やがて、智光さんが住んでいたとされる僧坊の一室が念仏道場となり、極楽房と呼ばれるようになりました.
極楽房は次第に元興寺本体から独立するような形になっていきました.
僧坊はそれに併せて仏堂などを備えた今の形に改築されたのです.
これが今の極楽坊.
1411年に元興寺から独立した寺院となりました.

_ 元興寺本体は平安中期から次第に衰え、鎌倉時代に講堂・食堂などいくつかの建物が失われてゆきます.
室町時代(1452)には火災に遭い金堂も焼失.
金堂はさすがに仮堂を建てるのですが(1472)に倒れることになり、以降は元興寺としてのまとまりをなくしていきます.
残ったパーツのうち観音堂・中門・五重塔のグループと、西塔のグループが分かれることになります.
やがて中門も倒れ、奈良時代の元興寺は民家に埋もれその中に観音堂(五重塔を含む)、小塔院(西塔)、極楽坊の三寺院が散在する形になったのです.
江戸時代後期(1859)には五重塔と観音堂が焼失し、天平時代の建築はなくなってしまいます.
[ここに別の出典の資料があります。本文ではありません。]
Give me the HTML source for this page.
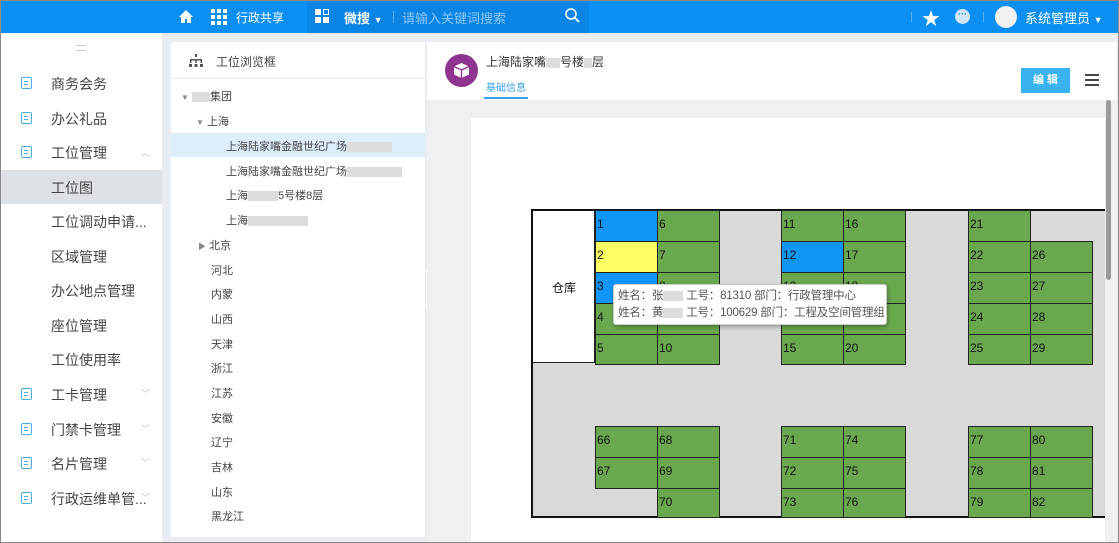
<!DOCTYPE html>
<html><head><meta charset="utf-8"><style>
*{margin:0;padding:0;box-sizing:border-box}
body{width:1119px;height:543px;overflow:hidden;font-family:"Liberation Sans","Noto Sans CJK SC",sans-serif;background:#e9edf2;position:relative;color:#333}
.a{position:absolute}
.top{left:0;top:0;width:1119px;height:33px;background:#0b8ff3;color:#fff;font-size:12px}
.side{left:1px;top:33px;width:161px;height:509px;background:#fff}
.si{position:absolute;left:50px;font-size:14px;color:#444}
.ic{position:absolute;left:20px;width:11px;height:12px;border:1.5px solid #4aaee8;border-radius:2px;background:linear-gradient(#4aaee8,#4aaee8) 2px 3px/4px 1px no-repeat,linear-gradient(#4aaee8,#4aaee8) 2px 6px/4px 1px no-repeat}
.chev{position:absolute;left:140px;font-size:9px;color:#bbb}
.tree{left:171px;top:42px;width:254px;height:495px;background:#fff}
.ti{position:absolute;font-size:11px;color:#444}
.blur{display:inline-block;background:#ddd;height:10px;vertical-align:middle}
.cell{position:absolute;width:63px;height:32px;border:1px solid #222;background:#6aa84f;font-size:12px;color:#111;padding:6px 0 0 1px;font-family:"Liberation Sans",sans-serif}
</style></head><body>
<div class="a" style="left:0;top:0;width:1119px;height:543px;border:1px solid #888;z-index:50;pointer-events:none"></div>
<div class="a top">
 <svg class="a" style="left:178px;top:9px" width="16" height="15" viewBox="0 0 16 15"><path d="M8 1L1 8h2v6h4v-4h2v4h4V8h2z" fill="#fff"/></svg>
 <svg class="a" style="left:211px;top:9px" width="16" height="16"><g fill="#fff"><rect x="0" y="0" width="4" height="4"/><rect x="6" y="0" width="4" height="4"/><rect x="12" y="0" width="4" height="4"/><rect x="0" y="6" width="4" height="4"/><rect x="6" y="6" width="4" height="4"/><rect x="12" y="6" width="4" height="4"/><rect x="0" y="12" width="4" height="4"/><rect x="6" y="12" width="4" height="4"/><rect x="12" y="12" width="4" height="4"/></g></svg>
 <div class="a" style="left:236px;top:9px;font-size:12px">行政共享</div>
 <div class="a" style="left:307px;top:0;width:282px;height:33px;background:#0a85e6"></div>
 <svg class="a" style="left:315px;top:9px" width="14" height="14"><g fill="#fff"><rect x="0" y="0" width="6" height="6"/><rect x="0" y="8" width="6" height="6"/><rect x="8" y="8" width="6" height="6"/><rect x="8.5" y="0.5" width="5" height="5" fill="none" stroke="#fff"/></g></svg>
 <div class="a" style="left:344px;top:8px;font-size:13px;font-weight:bold">微搜 <span style="font-size:9px">▼</span></div>
 <div class="a" style="left:393px;top:11px;width:1px;height:12px;background:#5aaef0"></div>
 <div class="a" style="left:402px;top:8px;font-size:13px;color:#8cc6f5">请输入关键词搜索</div>
 <svg class="a" style="left:565px;top:8px" width="15" height="15"><circle cx="6" cy="6" r="5" fill="none" stroke="#fff" stroke-width="1.6"/><path d="M10 10l4 4" stroke="#fff" stroke-width="1.8"/></svg>
 <div class="a" style="left:911px;top:12px;width:1px;height:10px;background:#5aaef0"></div>
 <div class="a" style="left:922px;top:5px;font-size:18px">★</div>
 <div class="a" style="left:955px;top:9px;width:15px;height:15px;border-radius:50%;background:#cfe6fb;color:#0b8ff3;font-size:9px;line-height:11px;text-align:center;font-weight:bold">···</div>
 <div class="a" style="left:983px;top:12px;width:1px;height:10px;background:#5aaef0"></div>
 <div class="a" style="left:995px;top:6px;width:22px;height:22px;border-radius:50%;background:#f1f1f1"></div>
 <div class="a" style="left:1025px;top:8px;font-size:13px">系统管理员 <span style="font-size:9px">▼</span></div>
</div>
<div class="a side">
 <div class="a" style="left:75px;top:12px;width:10px;height:6px;border-top:1px solid #ccc;border-bottom:1px solid #ccc"></div>
 <div class="a" style="left:0;top:137px;width:161px;height:34px;background:#dde1e6"></div>
 <div class="ic" style="top:44px"></div><div class="si" style="top:41px">商务会务</div>
 <div class="ic" style="top:79px"></div><div class="si" style="top:76px">办公礼品</div>
 <div class="ic" style="top:113px"></div><div class="si" style="top:110px">工位管理</div><div class="chev" style="top:113px">︿</div>
 <div class="si" style="top:145px">工位图</div>
 <div class="si" style="top:179px">工位调动申请...</div>
 <div class="si" style="top:214px">区域管理</div>
 <div class="si" style="top:248px">办公地点管理</div>
 <div class="si" style="top:283px">座位管理</div>
 <div class="si" style="top:317px">工位使用率</div>
 <div class="ic" style="top:355px"></div><div class="si" style="top:352px">工卡管理</div><div class="chev" style="top:354px">﹀</div>
 <div class="ic" style="top:390px"></div><div class="si" style="top:387px">门禁卡管理</div><div class="chev" style="top:389px">﹀</div>
 <div class="ic" style="top:424px"></div><div class="si" style="top:421px">名片管理</div><div class="chev" style="top:423px">﹀</div>
 <div class="ic" style="top:459px"></div><div class="si" style="top:456px">行政运维单管...</div><div class="chev" style="top:458px">﹀</div>
</div>
<div class="a tree">
 <div class="a" style="left:0;top:36px;width:254px;height:1px;background:#e8e8e8"></div>
 <svg class="a" style="left:18px;top:12px" width="14" height="14"><g fill="#555"><rect x="6" y="0" width="2" height="3"/><rect x="1" y="5" width="12" height="1.5"/><rect x="1" y="5" width="1.5" height="4"/><rect x="6.2" y="5" width="1.5" height="4"/><rect x="11.5" y="5" width="1.5" height="4"/><rect x="0" y="10" width="3" height="3"/><rect x="5.5" y="10" width="3" height="3"/><rect x="11" y="10" width="3" height="3"/></g></svg>
 <div class="a" style="left:45px;top:11px;font-size:12px;color:#444">工位浏览框</div>
 <div class="a" style="left:0;top:91px;width:254px;height:24px;background:#ddeefc"></div>
 <div class="ti" style="left:10px;top:46px"><span style="font-size:8px;color:#888">▼</span> <span class="blur" style="width:18px"></span>集团</div>
 <div class="ti" style="left:25px;top:71px"><span style="font-size:8px;color:#888">▼</span> 上海</div>
 <div class="ti" style="left:55px;top:96px">上海陆家嘴金融世纪广场<span class="blur" style="width:45px"></span></div>
 <div class="ti" style="left:55px;top:121px">上海陆家嘴金融世纪广场<span class="blur" style="width:55px"></span></div>
 <div class="ti" style="left:55px;top:145px">上海<span class="blur" style="width:30px"></span>5号楼8层</div>
 <div class="ti" style="left:55px;top:170px">上海<span class="blur" style="width:60px"></span></div>
 <div class="ti" style="left:27px;top:195px"><span style="font-size:8px;color:#888">▶</span> 北京</div>
 <div class="ti" style="left:40px;top:220px">河北</div>
 <div class="ti" style="left:40px;top:244px">内蒙</div>
 <div class="ti" style="left:40px;top:269px">山西</div>
 <div class="ti" style="left:40px;top:294px">天津</div>
 <div class="ti" style="left:40px;top:318px">浙江</div>
 <div class="ti" style="left:40px;top:343px">江苏</div>
 <div class="ti" style="left:40px;top:368px">安徽</div>
 <div class="ti" style="left:40px;top:392px">辽宁</div>
 <div class="ti" style="left:40px;top:417px">吉林</div>
 <div class="ti" style="left:40px;top:442px">山东</div>
 <div class="ti" style="left:40px;top:466px">黑龙江</div>
</div>
<div class="a" style="left:426px;top:270px;width:10px;height:38px;background:#fff;border-radius:0 6px 6px 0;font-size:7px;color:#888;line-height:38px;text-align:center">◀</div>
<div class="a" style="left:427px;top:42px;width:690px;height:58px;background:#fff">
 <div class="a" style="left:18px;top:12px;width:33px;height:33px;border-radius:50%;background:#8f3591"></div>
 <svg class="a" style="left:26px;top:20px" width="17" height="17" viewBox="0 0 17 17"><path d="M8.5 1L16 4.5v8L8.5 16 1 12.5v-8z" fill="#fff"/><path d="M1 4.5l7.5 3.5L16 4.5M8.5 8v8" stroke="#8f3591" stroke-width="1.4" fill="none"/></svg>
 <div class="a" style="left:59px;top:11px;font-size:12px;color:#333">上海陆家嘴<span class="blur" style="width:14px"></span>号楼<span class="blur" style="width:8px"></span>层</div>
 <div class="a" style="left:59px;top:37px;font-size:10px;color:#3aa0e8">基础信息</div>
 <div class="a" style="left:57px;top:55px;width:44px;height:2px;background:#3aa0e8"></div>
 <div class="a" style="left:594px;top:26px;width:49px;height:25px;background:#39b3ef;color:#fff;font-size:11px;text-align:center;line-height:25px;font-weight:bold">编 辑</div>
 <div class="a" style="left:658px;top:32px;width:14px;height:12px;border-top:2px solid #444;border-bottom:2px solid #444"><div style="margin-top:3px;height:2px;background:#444"></div></div>
</div>
<div class="a" style="left:427px;top:100px;width:690px;height:442px;background:#eef0f2"></div>
<div class="a" style="left:471px;top:118px;width:634px;height:425px;background:#fff;overflow:hidden">
 <div class="a" style="left:60px;top:91px;width:590px;height:309px;background:#d9d9d9;border:2px solid #111"></div>
 <div class="a" style="left:62px;top:93px;width:62px;height:152px;background:#fff;border-right:1px solid #222;border-bottom:1px solid #222"></div>
 <div class="a" style="left:81px;top:161px;font-size:12px;color:#111">仓库</div>
</div>
<div class="a" id="cells" style="left:0;top:0">
<div class="cell" style="left:595px;top:210px;background:#0f95f5">1</div>
<div class="cell" style="left:595px;top:241px;background:#ffff66">2</div>
<div class="cell" style="left:595px;top:272px;background:#0f95f5">3</div>
<div class="cell" style="left:595px;top:303px">4</div>
<div class="cell" style="left:595px;top:334px;height:31px">5</div>
<div class="cell" style="left:657px;top:210px">6</div>
<div class="cell" style="left:657px;top:241px">7</div>
<div class="cell" style="left:657px;top:272px">8</div>
<div class="cell" style="left:657px;top:303px">9</div>
<div class="cell" style="left:657px;top:334px;height:31px">10</div>
<div class="cell" style="left:781px;top:210px">11</div>
<div class="cell" style="left:781px;top:241px;background:#0f95f5">12</div>
<div class="cell" style="left:781px;top:272px">13</div>
<div class="cell" style="left:781px;top:303px">14</div>
<div class="cell" style="left:781px;top:334px;height:31px">15</div>
<div class="cell" style="left:843px;top:210px">16</div>
<div class="cell" style="left:843px;top:241px">17</div>
<div class="cell" style="left:843px;top:272px">18</div>
<div class="cell" style="left:843px;top:303px">19</div>
<div class="cell" style="left:843px;top:334px;height:31px">20</div>
<div class="cell" style="left:968px;top:210px">21</div>
<div class="cell" style="left:968px;top:241px">22</div>
<div class="cell" style="left:968px;top:272px">23</div>
<div class="cell" style="left:968px;top:303px">24</div>
<div class="cell" style="left:968px;top:334px;height:31px">25</div>
<div class="cell" style="left:1030px;top:241px">26</div>
<div class="cell" style="left:1030px;top:272px">27</div>
<div class="cell" style="left:1030px;top:303px">28</div>
<div class="cell" style="left:1030px;top:334px;height:31px">29</div>
<div class="cell" style="left:595px;top:426px">66</div>
<div class="cell" style="left:595px;top:457px">67</div>
<div class="cell" style="left:657px;top:426px">68</div>
<div class="cell" style="left:657px;top:457px">69</div>
<div class="cell" style="left:657px;top:488px;height:30px">70</div>
<div class="cell" style="left:781px;top:426px">71</div>
<div class="cell" style="left:781px;top:457px">72</div>
<div class="cell" style="left:781px;top:488px;height:30px">73</div>
<div class="cell" style="left:843px;top:426px">74</div>
<div class="cell" style="left:843px;top:457px">75</div>
<div class="cell" style="left:843px;top:488px;height:30px">76</div>
<div class="cell" style="left:968px;top:426px">77</div>
<div class="cell" style="left:968px;top:457px">78</div>
<div class="cell" style="left:968px;top:488px;height:30px">79</div>
<div class="cell" style="left:1030px;top:426px">80</div>
<div class="cell" style="left:1030px;top:457px">81</div>
<div class="cell" style="left:1030px;top:488px;height:30px">82</div>
</div>
<div class="a" style="left:613px;top:284px;width:274px;height:41px;background:#fff;border:1px solid #ccc;border-radius:3px;box-shadow:1px 2px 4px rgba(0,0,0,.3);font-size:11.5px;color:#555;padding:3px 0 0 4px;line-height:17px;white-space:nowrap;overflow:hidden;letter-spacing:-0.2px">
 姓名：张<span class="blur" style="width:20px"></span> 工号：81310 部门：行政管理中心<br>
 姓名：黄<span class="blur" style="width:20px"></span> 工号：100629 部门：工程及空间管理组
</div>
<div class="a" style="left:1105px;top:100px;width:8px;height:443px;background:#f0f0f0"></div>
<div class="a" style="left:1106px;top:100px;width:5px;height:180px;background:#9a9a9a;border-radius:3px"></div>
</body></html>
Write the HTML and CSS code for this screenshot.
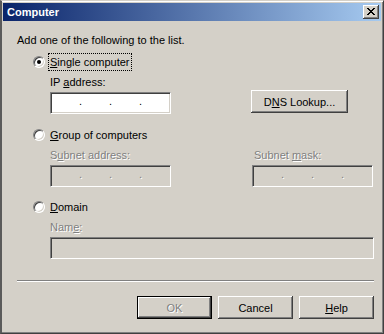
FILE: index.html
```html
<!DOCTYPE html>
<html lang="en">
<head>
  <meta charset="UTF-8">
  <title>Computer</title>
  <link rel="stylesheet" href="styles.css">
</head>
<body>
  <div class="window">
    <div class="titlebar">
      <span class="title">Computer</span>
      <span class="close">
        <svg width="16" height="14" viewBox="0 0 16 14" shape-rendering="crispEdges">
          <path fill="#000" d="M4 3h2v1h-2z M10 3h2v1h-2z M5 4h2v1h-2z M9 4h2v1h-2z M6 5h4v1h-4z M7 6h2v1h-2z M6 7h4v1h-4z M5 8h2v1h-2z M9 8h2v1h-2z M4 9h2v1h-2z M10 9h2v1h-2z"/>
        </svg>
      </span>
    </div>

    <div class="content">
      <p class="intro">Add one of the following to the list.</p>

      <div class="option">
        <span class="radio checked"></span>
        <span class="caption focus"><u>S</u>ingle computer</span>
      </div>
      <div class="fields">
        <div class="field">
          <span class="label">IP <u>a</u>ddress:</span>
          <div class="ipbox"><span class="dot">.</span><span class="dot">.</span><span class="dot">.</span></div>
        </div>
        <div class="field field-end">
          <button class="btn dns">D<u>N</u>S Lookup...</button>
        </div>
      </div>

      <div class="option spaced">
        <span class="radio"></span>
        <span class="caption"><u>G</u>roup of computers</span>
      </div>
      <div class="fields">
        <div class="field">
          <span class="label disabled">S<u>u</u>bnet address:</span>
          <div class="ipbox off"><span class="dot">.</span><span class="dot">.</span><span class="dot">.</span></div>
        </div>
        <div class="field">
          <span class="label disabled mask">Subnet <u>m</u>ask:</span>
          <div class="ipbox off"><span class="dot">.</span><span class="dot">.</span><span class="dot">.</span></div>
        </div>
      </div>

      <div class="option spaced last">
        <span class="radio"></span>
        <span class="caption"><u>D</u>omain</span>
      </div>
      <div class="fields single">
        <div class="field">
          <span class="label disabled">Nam<u>e</u>:</span>
          <div class="textbox off"></div>
        </div>
      </div>

      <div class="separator"></div>

      <div class="actions">
        <button class="btn default disabled">OK</button>
        <button class="btn">Cancel</button>
        <button class="btn"><u>H</u>elp</button>
      </div>
    </div>
  </div>
</body>
</html>
```

FILE: styles.css
```css
body {
  margin: 0;
  background-color: #d4d0c8;
  font-family: "Liberation Sans", Arial, sans-serif;
  font-size: 11px;
  color: #000;
}

.window {
  box-sizing: border-box;
  width: 384px;
  height: 334px;
  border-style: solid;
  border-width: 1px 1px 1px 2px;
  border-color: #d4d0c8 #404040 #404040 #5a5a5a;
  box-shadow: inset 0 1px #fff, inset -1px -1px #808080;
  padding: 2px 2px 2px 1px;
  display: flex;
  flex-direction: column;
}

.titlebar {
  height: 18px;
  display: flex;
  align-items: center;
  justify-content: space-between;
  padding: 0 2px 0 4px;
  background: linear-gradient(to right, #0a246a, #a6caf0);
}

.title {
  color: #fff;
  font-weight: bold;
  font-size: 11px;
}

.close {
  display: block;
  width: 16px;
  height: 14px;
  background-color: #d4d0c8;
  box-shadow: inset -1px -1px #404040, inset 1px 1px #fff, inset -2px -2px #808080;
}

.close svg {
  display: block;
}

.content {
  padding: 13px 7px 0 14px;
}

.intro {
  margin: 0;
  line-height: 13px;
}

.option {
  display: flex;
  align-items: center;
  height: 18px;
  margin-top: 6px;
  padding-left: 16px;
}

.option.spaced {
  margin-top: 12px;
}

.option.last {
  margin-top: 11px;
}

.radio {
  position: relative;
  box-sizing: border-box;
  width: 12px;
  height: 12px;
  border-radius: 50%;
  border: 1px solid;
  border-color: #808080 #fff #fff #808080;
  box-shadow: inset 1px 1px #404040, inset -1px -1px #d4d0c8;
  background-color: #fff;
  margin-right: 3px;
}

.radio.checked::after {
  content: "";
  position: absolute;
  left: 3px;
  top: 3px;
  width: 4px;
  height: 4px;
  border-radius: 50%;
  background-color: #000;
}

.caption {
  line-height: 14px;
  padding: 1px;
  border: 1px solid transparent;
}

.caption.focus {
  border: 1px dotted #000;
}

.fields {
  display: grid;
  grid-template-columns: 121px 121px;
  column-gap: 81px;
  margin: 5px 0 0 33px;
}

.fields.single {
  grid-template-columns: 1fr;
}

.field {
  display: flex;
  flex-direction: column;
}

.field-end {
  justify-content: flex-end;
}

.label {
  line-height: 13px;
  margin-bottom: 3px;
}

.label.mask {
  padding-left: 2px;
}

.disabled {
  color: #808080;
  text-shadow: 1px 1px 0 #fff;
}

.ipbox,
.textbox {
  box-sizing: border-box;
  height: 22px;
  border: 1px solid;
  border-color: #808080 #fff #fff #808080;
  box-shadow: inset 1px 1px #404040, inset -1px -1px #d4d0c8;
  background-color: #fff;
}

.ipbox {
  display: flex;
  gap: 27px;
  padding-left: 28px;
  line-height: 17px;
}

.ipbox .dot {
  width: 3px;
  font-size: 11px;
}

.ipbox.off,
.textbox.off {
  background-color: #d4d0c8;
}

.ipbox.off .dot {
  color: #808080;
  text-shadow: 1px 1px 0 #fff;
}

.btn {
  box-sizing: border-box;
  width: 75px;
  height: 23px;
  padding: 0;
  border: none;
  background-color: #d4d0c8;
  font-family: "Liberation Sans", Arial, sans-serif;
  font-size: 11px;
  color: #000;
  box-shadow: inset -1px -1px #404040, inset 1px 1px #fff, inset -2px -2px #808080;
}

.btn.dns {
  width: 97px;
  margin: 0 0 1px -1px;
}

.btn.default {
  border: 1px solid #000;
}

.btn.disabled {
  color: #808080;
  text-shadow: 1px 1px 0 #fff;
}

.separator {
  margin-top: 21px;
  border-top: 1px solid #808080;
  border-bottom: 1px solid #fff;
}

.actions {
  display: flex;
  justify-content: flex-end;
  gap: 6px;
  margin-top: 14px;
}
```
観音堂焼失後に小堂が再建され、これが今の元興寺(塔跡)です.

_ 極楽房は現在の「元興寺極楽坊」で西大寺の末寺、宗派は真言律宗.
観音堂は現在の「元興寺(塔跡)」で東大寺の末寺、宗派は華厳宗.
小塔院は遺跡のみが残っていますが、管理は極楽坊の方が行っているようです.